L’uomo ha sempre mangiato cibo animale ma in piccole quantità; se escludiamo alcuni popoli nomadi, o quelli che vivono in condizioni ambientali estreme per freddo o per altitudine, sono ben pochi gli esempi di alimentazione tradizionale basata su un’alta quota di cibo animale.

Anche il latte, che oggi in Occidente è un alimento quotidiano, dai più era consumato solo occasionalmente, perché non poteva essere conservato ed era facile veicolo di infezioni. E’ stato solo alcuni decenni dopo la scoperta della pastorizzazione, in pratica dopo la prima guerra mondiale, che ha cominciato ad essere distribuito nelle città. Ma molti popoli non bevono ancora oggi più latte dopo lo svezzamento.

La cultura medica, giustamente preoccupata del grave stato di denutrizione che imperversava nelle nostre campagne e nei quartieri popolari delle città nei primi decenni del secolo, ha avuto un ruolo importante nella promozione del cibo animale, e la disponibilità di latte, di carne e uova, insieme al miglioramento delle condizioni igieniche delle abitazioni, ha probabilmente contribuito a migliorare lo stato nutrizionale e a difenderci da molte malattie.
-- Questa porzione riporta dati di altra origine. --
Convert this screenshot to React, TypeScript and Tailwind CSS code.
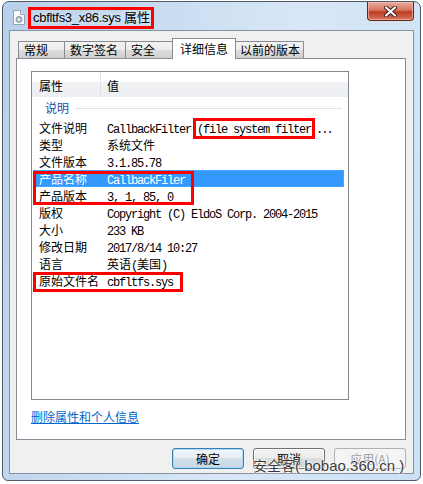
import type { ReactNode } from 'react';

const cjk = "font-['Noto_Sans_CJK_SC','Microsoft_YaHei',sans-serif]";

// splits a value into CJK runs and monospace runs (SimSun-like look)
function Mixed({ text }: { text: string }) {
  const parts = text.split(/([\u4e00-\u9fff]+)/).filter(Boolean);
  return (
    <>
      {parts.map((p, i) =>
        /[\u4e00-\u9fff]/.test(p) ? (
          <span key={i} className={`${cjk} text-[12px] tracking-normal`}>
            {p}
          </span>
        ) : (
          <span key={i} className="font-['Liberation_Mono',monospace] text-[12px] tracking-[-1.2px]">
            {p}
          </span>
        )
      )}
    </>
  );
}

type Row = { label: string; value: ReactNode; selected?: boolean };

const rows: Row[] = [
  {
    label: '文件说明',
    value: (
      <>
        <Mixed text="CallbackFilter (file system filter" />
        <span className="ml-[5px] font-['Liberation_Mono',monospace] text-[12px] tracking-[-2px]">...</span>
      </>
    ),
  },
  { label: '类型', value: <Mixed text="系统文件" /> },
  { label: '文件版本', value: <Mixed text="3.1.85.78" /> },
  { label: '产品名称', value: <Mixed text="CallbackFiler" />, selected: true },
  { label: '产品版本', value: <Mixed text="3, 1, 85, 0" /> },
  { label: '版权', value: <Mixed text="Copyright (C) EldoS Corp. 2004-2015" /> },
  { label: '大小', value: <Mixed text="233 KB" /> },
  { label: '修改日期', value: <Mixed text="2017/8/14 10:27" /> },
  { label: '语言', value: <Mixed text="英语(美国)" /> },
  { label: '原始文件名', value: <Mixed text="cbfltfs.sys" /> },
];

function Tab({ label, w, first, selected }: { label: string; w: string; first?: boolean; selected?: boolean }) {
  if (selected) {
    return (
      <div
        className={`relative z-10 -mb-px -ml-[2px] flex h-[21px] ${w} items-center border border-b-0 border-[#898c95] bg-white pl-[7px] text-[12px]`}
      >
        {label}
      </div>
    );
  }
  return (
    <div
      className={`${first ? '' : '-ml-px'} flex h-[17px] ${w} items-center border border-b-0 border-[#898c95] bg-[linear-gradient(#f3f3f3,#ebebeb_50%,#dddddd_50%,#cfcfcf)] pl-[5px] text-[12px]`}
    >
      {label}
    </div>
  );
}

function FileIcon() {
  return (
    <svg width="12" height="15" viewBox="0 0 12 15">
      <path d="M0.5 0.5h7l4 4v10h-11z" fill="#fafbfc" stroke="#9aa3ad" />
      <path d="M7.5 0.5v4h4" fill="#e3e7ec" stroke="#9aa3ad" />
      <circle cx="6" cy="9.5" r="3" fill="#b9c6d4" stroke="#6f8196" strokeWidth="0.8" />
      <circle cx="6" cy="9.5" r="1" fill="#ffffff" />
    </svg>
  );
}

export default function App() {
  return (
    <div className={`relative h-[484px] w-[423px] overflow-hidden bg-white text-black ${cjk}`}>
      {/* window */}
      <div className="ml-[2px] mt-[1px] flex h-[480px] w-[419px] flex-col rounded-t-[7px] rounded-b-[6px] border border-[#4e5b6a] bg-[linear-gradient(100deg,#b8d0ea,#d8e7f6_60%,#cde0f3)]">
        {/* title bar */}
        <div className="flex h-[28px]">
          <div className="flex items-center pl-[10px] pt-[2px]">
            <FileIcon />
            <span className="ml-[8px] whitespace-pre text-[13px] [text-shadow:0_0_6px_#ffffff]">
              <span className="font-['Liberation_Sans',sans-serif] tracking-[-0.3px]">cbfltfs3_x86.sys </span>
              <span>属性</span>
            </span>
          </div>
          <div className="flex-1" />
          <div className="mr-[6px] flex h-[19px] w-[47px] items-center justify-center rounded-b-[4px] border border-t-0 border-[#6d2117] bg-[linear-gradient(#e9ab9b,#d7765f_45%,#c13a20_55%,#d4785f)] shadow-[inset_0_0_0_1px_rgba(255,200,190,0.6)]">
            <svg width="13" height="11" viewBox="0 0 13 11">
              <path d="M2 1.5l9 8M11 1.5l-9 8" stroke="#3a1c18" strokeWidth="4" strokeLinecap="round" />
              <path d="M2 1.5l9 8M11 1.5l-9 8" stroke="#ffffff" strokeWidth="2.2" strokeLinecap="round" />
            </svg>
          </div>
        </div>

        {/* client area */}
        <div className="ml-[6px] flex h-[444px] w-[405px] flex-col border border-[#8593a4] bg-[#f0f0f0] pt-[7px]">
          <div className="relative z-10 ml-[8px] flex h-[20px] items-end">
            <Tab label="常规" w="w-[47px]" first />
            <Tab label="数字签名" w="w-[62px]" />
            <Tab label="安全" w="w-[49px]" />
            <Tab label="详细信息" w="w-[64px]" selected />
            <div className="-ml-[2px] flex">
              <Tab label="以前的版本" w="w-[70px]" first />
            </div>
          </div>

          <div className="ml-[6px] flex h-[382px] w-[390px] flex-col border border-[#898c95] bg-white">
            {/* list view */}
            <div className="ml-[14px] mt-[12px] h-[329px] w-[318px] border border-[#828790] bg-white">
              <div className="flex h-[25px] bg-[linear-gradient(#ffffff,#ffffff_38%,#f1f2f4_42%,#eceef1)] text-[12px]">
                <div className="flex w-[69px] items-center border-r border-[#dfe3e8] pl-[7px] pt-[3px]">属性</div>
                <div className="flex items-center pl-[6px] pt-[3px]">值</div>
              </div>
              <div className="flex h-[22px] items-center pl-[13px]">
                <span className="text-[12px] text-[#1e4aa8]">说明</span>
                <div className="ml-[6px] mr-[6px] h-px flex-1 bg-[#dce4ee]" />
              </div>
              {rows.map((r) => (
                <div
                  key={r.label}
                  className={`ml-[1px] mr-[4px] flex h-[17px] items-baseline whitespace-pre leading-[17px] ${
                    r.selected
                      ? 'bg-[#3399ff] text-white outline-1 -outline-offset-1 outline-dotted outline-[#c99a5a]'
                      : ''
                  }`}
                >
                  <div className="w-[74px] pl-[6px] text-[12px]">{r.label}</div>
                  <div className="flex items-baseline">{r.value}</div>
                </div>
              ))}
            </div>
            <div className="ml-[14px] mt-[9px] self-start text-[12px] leading-[16px] text-[#0066cc] underline">
              删除属性和个人信息
            </div>
          </div>

          {/* buttons */}
          <div className="ml-[6px] mt-[8px] flex w-[390px] justify-end gap-[9px] text-[12px]">
            <div className="flex h-[21px] w-[72px] items-center justify-center rounded-[3px] border border-[#3c7fb1] bg-[linear-gradient(#f2f7fb,#e5edf3_50%,#d2e0ea_50%,#c7d8e4)] shadow-[inset_0_0_0_1px_#a6dcf8]">
              确定
            </div>
            <div className="flex h-[21px] w-[72px] items-center justify-center rounded-[3px] border border-[#707070] bg-[linear-gradient(#f2f2f2,#ebebeb_50%,#dddddd_50%,#cfcfcf)] shadow-[inset_0_0_0_1px_#fcfcfc]">
              取消
            </div>
            <div className="flex h-[21px] w-[72px] items-center justify-center rounded-[3px] border border-[#adb2b5] bg-[#f4f4f4] text-[#a0a0a0]">
              应用(A)
            </div>
          </div>
        </div>
      </div>

      {/* annotation boxes */}
      <div className="absolute left-[28px] top-[7px] h-[22px] w-[126px] border-[3px] border-[#ff0000]" />
      <div className="absolute left-[193px] top-[118px] h-[21px] w-[122px] border-[3px] border-[#ff0000]" />
      <div className="absolute left-[33px] top-[171px] h-[34px] w-[161px] border-[3px] border-[#ff0000]" />
      <div className="absolute left-[33px] top-[272px] h-[20px] w-[150px] border-[3px] border-[#ff0000]" />

      {/* watermark */}
      <div className="absolute left-[253px] top-[452px] whitespace-pre text-[#3b3b3b] [text-shadow:0_0_2px_#ffffff,0_0_1px_#ffffff,0_0_3px_#ffffff]">
        <span className="text-[14px]">安全客</span>
        <span className="font-['Liberation_Sans',sans-serif] text-[15px]">( bobao.360.cn )</span>
      </div>
    </div>
  );
}
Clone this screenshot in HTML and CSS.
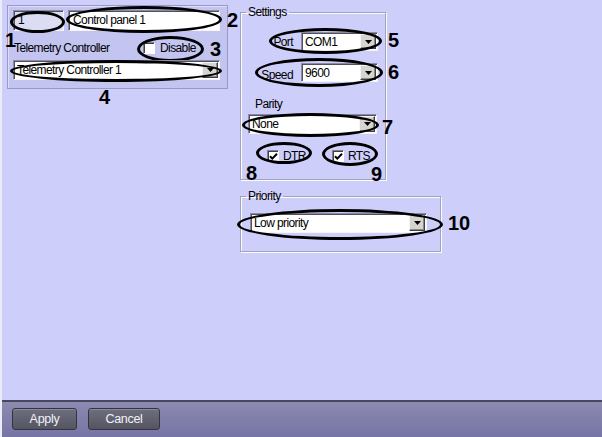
FILE: index.html
```html
<!DOCTYPE html>
<html>
<head>
<meta charset="utf-8">
<link rel="stylesheet" href="styles.css">
</head>
<body>
<div class="window">
  <div class="main">
    <div class="panel">
      <div class="row1">
        <div class="field id-field">1<span class="oval ov-id"></span><span class="num num-1">1</span></div>
        <div class="field name-field">Control panel 1<span class="oval ov-name"></span><span class="num num-2">2</span></div>
      </div>
      <div class="row2">
        <span class="lbl tc-lbl">Telemetry Controller</span>
        <div class="check disable">
          <span class="box"></span><span class="lbl">Disable</span>
          <span class="oval ov-disable"></span><span class="num num-3">3</span>
        </div>
      </div>
      <div class="combo tc-combo">
        <span class="combo-text">Telemetry Controller 1</span>
        <span class="combo-btn"><svg width="7" height="4" viewBox="0 0 7 4"><path d="M0 0h7L3.5 4z" fill="#000"/></svg></span>
        <span class="oval ov-tc"></span><span class="num num-4">4</span>
      </div>
    </div>

    <div class="right">
      <fieldset class="group settings">
        <legend>Settings</legend>
        <div class="lrow port-row">
          <span class="lbl rlbl">Port</span>
          <div class="combo small">
            <span class="combo-text">COM1</span>
            <span class="combo-btn"><svg width="7" height="4" viewBox="0 0 7 4"><path d="M0 0h7L3.5 4z" fill="#000"/></svg></span>
          </div>
          <span class="oval ov-port"></span><span class="num num-5">5</span>
        </div>
        <div class="lrow speed-row">
          <span class="lbl rlbl">Speed</span>
          <div class="combo small">
            <span class="combo-text">9600</span>
            <span class="combo-btn"><svg width="7" height="4" viewBox="0 0 7 4"><path d="M0 0h7L3.5 4z" fill="#000"/></svg></span>
          </div>
          <span class="oval ov-speed"></span><span class="num num-6">6</span>
        </div>
        <div class="lbl parity-lbl">Parity</div>
        <div class="combo parity-combo">
          <span class="combo-text">None</span>
          <span class="combo-btn"><svg width="7" height="4" viewBox="0 0 7 4"><path d="M0 0h7L3.5 4z" fill="#000"/></svg></span>
          <span class="oval ov-parity"></span><span class="num num-7">7</span>
        </div>
        <div class="checks">
          <div class="check dtr">
            <span class="box checked"><svg width="9" height="9" viewBox="0 0 9 9"><path d="M1 4.2l2.3 2.4L8 1.8" fill="none" stroke="#000" stroke-width="2"/></svg></span><span class="lbl">DTR</span>
            <span class="oval ov-dtr"></span>
          </div>
          <div class="check rts">
            <span class="box checked"><svg width="9" height="9" viewBox="0 0 9 9"><path d="M1 4.2l2.3 2.4L8 1.8" fill="none" stroke="#000" stroke-width="2"/></svg></span><span class="lbl">RTS</span>
            <span class="oval ov-rts"></span>
          </div>
          <span class="num num-8">8</span><span class="num num-9">9</span>
        </div>
      </fieldset>

      <fieldset class="group priority">
        <legend>Priority</legend>
        <div class="combo priority-combo">
          <span class="combo-text">Low priority</span>
          <span class="combo-btn"><svg width="7" height="4" viewBox="0 0 7 4"><path d="M0 0h7L3.5 4z" fill="#000"/></svg></span>
          <span class="oval ov-priority"></span><span class="num num-10">10</span>
        </div>
      </fieldset>
    </div>
  </div>
  <div class="footer">
    <button class="btn apply">Apply</button>
    <button class="btn cancel">Cancel</button>
  </div>
</div>
</body>
</html>
```

FILE: styles.css
```css
* { box-sizing: border-box; }
html, body { margin: 0; padding: 0; }
body {
  width: 602px;
  height: 437px;
  overflow: hidden;
  font-family: "Liberation Sans", Arial, sans-serif;
  font-size: 12px;
  letter-spacing: -0.6px;
  color: #000;
  background: #cecefa;
}
.window {
  width: 602px;
  height: 437px;
  border-left: 2px solid #ececf6;
  display: flex;
  flex-direction: column;
}
.main {
  height: 400px;
  display: flex;
  align-items: flex-start;
  padding: 5px 0 0 5px;
  background: #cecefa;
}

/* left panel */
.panel {
  width: 221px;
  height: 84px;
  border: 1px solid #9a98c4;
  background: #c4c4f0;
  box-shadow: inset 1px 1px 0 #dcdcfc;
  padding: 4px 0 0 5px;
}
.row1 { display: flex; gap: 4px; }
.field {
  position: relative;
  height: 21px;
  line-height: 19px;
  padding-left: 4px;
  border: 1px solid;
  border-color: #8a8aa4 #f4f4fa #f4f4fa #8a8aa4;
  box-shadow: inset 1px 1px 0 #50505e;
  background: #fff;
  white-space: nowrap;
}
.id-field { width: 51px; background: #dcdcf2; }
.name-field { width: 152px; }
.row2 {
  display: flex;
  align-items: center;
  height: 21px;
  margin-top: 6px;
}
.tc-lbl { width: 130px; padding-left: 1px; }
.check {
  position: relative;
  display: flex;
  align-items: center;
  gap: 5px;
  align-self: stretch;
}
.box {
  width: 12px;
  height: 12px;
  flex: none;
  background: #fff;
  border: 1px solid;
  border-color: #808090 #fff #fff #808090;
  box-shadow: inset 1px 1px 0 #404048;
  display: flex;
  align-items: center;
  justify-content: center;
  padding: 1px 0 0 1px;
}
.box svg { display: block; }

/* combo */
.combo {
  position: relative;
  display: flex;
  height: 20px;
  background: #fff;
  border: 1px solid;
  border-color: #8a8aa4 #f4f4fa #f4f4fa #8a8aa4;
  box-shadow: inset 1px 1px 0 #50505e;
  padding: 1px;
}
.combo-text {
  flex: 1;
  line-height: 16px;
  padding-left: 2px;
  white-space: nowrap;
}
.combo-btn {
  width: 16px;
  flex: none;
  background: #d6d4d0;
  border: 1px solid;
  border-color: #f4f4f4 #404040 #404040 #f4f4f4;
  box-shadow: inset -1px -1px 0 #8a8a8a;
  display: flex;
  align-items: center;
  justify-content: center;
}
.combo-btn svg { display: block; }
.tc-combo { width: 207px; margin-top: 2px; }

/* right column */
.right {
  margin-left: 12px;
  display: flex;
  flex-direction: column;
}
.group {
  margin: 0;
  padding: 0 7px 0 8px;
  border: 1px solid #a2a2b8;
  box-shadow: inset 1px 1px 0 #fafaff, 1px 1px 0 #fafaff;
  min-width: 0;
}
.group legend {
  padding: 0 2px;
  margin-left: -3px;
  line-height: 13px;
}
.settings { width: 146px; height: 174px; margin-top: 1px; }
.lrow {
  position: relative;
  display: flex;
  align-items: center;
  gap: 8px;
  height: 19px;
}
.rlbl { flex: 1; text-align: right; }
.combo.small { width: 77px; height: 19px; }
.port-row { margin-top: 13px; }
.speed-row { margin-top: 12px; }
.speed-row .rlbl { padding-top: 4px; }
.parity-lbl { margin: 16px 0 0 6px; line-height: 13px; }
.parity-combo { width: 129px; margin: 3px 0 0 -1px; }
.checks {
  position: relative;
  display: flex;
  align-items: center;
  height: 13px;
  margin: 15px 0 0 18px;
}
.checks .check { gap: 4px; }
.dtr { width: 65px; }

.priority { width: 201px; height: 62px; margin-top: 10px; }
.priority-combo { width: 177px; height: 20px; margin: 10px 0 0 1px; }

/* annotations */
.oval {
  position: absolute;
  border: 3px solid #000;
  border-radius: 50%;
  pointer-events: none;
}
.ov-id { left: -4px; right: -2px; top: 0px; bottom: -3px; }
.ov-name { left: -3px; right: -3px; top: -5px; bottom: -3px; }
.ov-disable { left: -6px; right: -8px; top: -1px; bottom: -4px; }
.ov-tc { left: -4px; right: -3px; top: -1px; bottom: -3px; }
.ov-port { left: 20px; right: -4px; top: -4px; bottom: -3px; }
.ov-speed { left: 6px; right: -5px; top: -5px; bottom: -5px; }
.ov-parity { left: -7px; right: -3px; top: -2px; bottom: -4px; }
.ov-dtr { left: -11px; width: 56px; top: -7px; height: 22px; }
.ov-rts { left: -10px; width: 56px; top: -7px; height: 24px; }
.ov-priority { left: -14px; right: -17px; top: -5px; bottom: -8px; }

.num {
  position: absolute;
  font-family: "Liberation Sans", Arial, sans-serif;
  font-weight: bold;
  font-size: 20px;
  line-height: 20px;
  letter-spacing: 0;
}
.num-1 { left: -9px; top: 19px; }
.num-2 { left: calc(100% + 8px); top: -1px; }
.num-3 { left: 67px; top: 2px; }
.num-4 { left: 85px; top: 26px; }
.num-5 { left: 139px; top: -2px; }
.num-6 { left: 139px; top: -1px; }
.num-7 { left: 133px; top: 2px; }
.num-8 { left: -21px; top: 14px; }
.num-9 { left: 104px; top: 15px; }
.num-10 { left: 197px; top: -1px; }

/* footer */
.footer {
  height: 37px;
  border-top: 2px solid #46465e;
  background: linear-gradient(#8c8ab0, #7674a4);
  display: flex;
  align-items: flex-start;
  gap: 11px;
  padding: 6px 0 0 10px;
}
.btn {
  height: 22px;
  border: 1px solid #34343f;
  border-radius: 3px;
  background: linear-gradient(#6e6e7e, #545462);
  box-shadow: inset 0 1px 0 #8a8a9a;
  color: #f2f2f6;
  font-family: "Liberation Sans", Arial, sans-serif;
  font-size: 12.5px;
  letter-spacing: -0.3px;
  padding: 0;
}
.apply { width: 65px; }
.cancel { width: 72px; }
```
Ma poi siamo andati troppo avanti su questa strada ed il consumo di cibi animali e di cibi raffinati è entrato in una spirale di interessi produttivi e commerciali che ha completamente sovvertito le tradizioni alimentari dell’uomo. La nostra ricchezza di alimenti, se ben utilizzata, ci consentirebbe una varietà alimentare sufficiente a soddisfare appieno sia le nostre esigenze fisiologiche e nutrizionali, sia il piacere della buona tavola, senza sovraccaricarci di prodotti animali e di cibi impoveriti da trattamenti industriali, che solo il plagio della pubblicità televisiva riesce a farci mangiare.

La carne è certamente un ottimo alimento, ma l’aumento del suo consumo, in particolare delle carni rosse, è uno dei fattori che ha contribuito a far aumentare l’incidenza di molte malattie frequenti nelle popolazioni occidentali, come l’aterosclerosi, l’ipertensione, il tumore dell’intestino.

Inoltre i grassi della carne bovina, delle uova e dei latticini (i cosiddetti grassi saturi) fanno aumentare il livello di colesterolo nel sangue, al contrario dei grassi vegetali come gli oli di oliva e di semi che lo fanno abbassare. Attenzione a moderare quindi il consumo di carni rosse, uova e latticini.